En los hechos, lo que queda claro es que su prioridad fue proteger ingenuamente el patrimonio de los dueños de los inmuebles que enfrentan riesgos altos, dejando en un segundo plano la responsabilidad jurídica y moral de proteger y salvaguardar las vidas de la población. El costo de la negligencia ha sido muy alto, pues si un verdadero atlas de riesgos se hubiera usado para actualizar oportunamente diversas normas técnicas, quizá se hubieran podido salvar algunas vidas humanas el 19 de septiembre.

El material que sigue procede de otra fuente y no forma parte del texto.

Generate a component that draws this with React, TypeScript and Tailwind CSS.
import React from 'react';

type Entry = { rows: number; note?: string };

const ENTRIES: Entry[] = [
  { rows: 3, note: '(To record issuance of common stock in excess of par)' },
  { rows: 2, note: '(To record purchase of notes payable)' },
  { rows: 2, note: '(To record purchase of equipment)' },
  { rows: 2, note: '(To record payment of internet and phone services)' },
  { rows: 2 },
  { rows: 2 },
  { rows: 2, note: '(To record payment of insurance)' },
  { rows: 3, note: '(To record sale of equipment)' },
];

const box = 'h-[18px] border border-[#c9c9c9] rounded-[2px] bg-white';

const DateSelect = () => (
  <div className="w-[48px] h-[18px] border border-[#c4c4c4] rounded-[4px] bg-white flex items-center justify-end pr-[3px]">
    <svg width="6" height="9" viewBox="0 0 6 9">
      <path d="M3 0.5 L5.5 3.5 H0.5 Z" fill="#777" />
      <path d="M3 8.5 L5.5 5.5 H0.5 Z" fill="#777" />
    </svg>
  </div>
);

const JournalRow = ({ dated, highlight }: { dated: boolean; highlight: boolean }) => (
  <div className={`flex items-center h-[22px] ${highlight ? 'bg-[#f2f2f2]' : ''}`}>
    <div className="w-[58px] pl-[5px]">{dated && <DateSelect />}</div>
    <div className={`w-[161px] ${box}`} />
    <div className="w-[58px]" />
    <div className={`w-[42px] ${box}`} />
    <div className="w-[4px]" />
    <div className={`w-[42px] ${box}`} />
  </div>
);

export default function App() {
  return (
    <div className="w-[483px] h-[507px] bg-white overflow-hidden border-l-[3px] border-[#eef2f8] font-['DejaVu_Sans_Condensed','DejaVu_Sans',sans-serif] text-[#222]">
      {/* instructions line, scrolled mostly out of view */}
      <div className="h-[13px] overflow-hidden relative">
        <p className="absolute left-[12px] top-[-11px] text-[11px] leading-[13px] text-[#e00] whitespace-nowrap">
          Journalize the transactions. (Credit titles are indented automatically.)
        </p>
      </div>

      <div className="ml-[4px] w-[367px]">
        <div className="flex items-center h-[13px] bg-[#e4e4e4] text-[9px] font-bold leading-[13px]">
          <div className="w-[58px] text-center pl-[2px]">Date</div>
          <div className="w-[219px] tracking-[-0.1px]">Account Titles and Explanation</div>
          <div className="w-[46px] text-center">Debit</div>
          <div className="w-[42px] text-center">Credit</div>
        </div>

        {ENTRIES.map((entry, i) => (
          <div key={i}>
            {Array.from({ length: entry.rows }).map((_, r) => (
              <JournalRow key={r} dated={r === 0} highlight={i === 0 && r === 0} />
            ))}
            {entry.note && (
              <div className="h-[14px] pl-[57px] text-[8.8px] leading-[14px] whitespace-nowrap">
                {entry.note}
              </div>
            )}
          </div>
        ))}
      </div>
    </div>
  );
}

En el anuncio que hace el gobierno de la CDMX a propósito de la publicación del atlas, se dice que “…cuya información actualizada servirá para incrementar la capacidad de resiliencia de la capital del país ante fenómenos naturales, ya que servirá para la toma de decisiones en las nuevas edificaciones”. Pero la verdad es que, aunque el gobierno local se ha tratado de montar en la nueva moda de hablar de resiliencia, sigue sin entender cómo abordar el concepto. Además, en su mensaje habla de la toma de decisiones en las nuevas edificaciones, cuando también hay mucho qué hacer con las miles de edificaciones ya construidas y que son altamente vulnerables.

El atlas de Mancera sigue perdido en un mar de visiones estrechas y parciales sobre el funcionamiento de la gran Ciudad de México. Se perdió la oportunidad de haber sido útil el 19 de septiembre, ojalá y no enfrentemos el siguiente desastre natural en las mismas condiciones y repitiendo los mismos lamentos.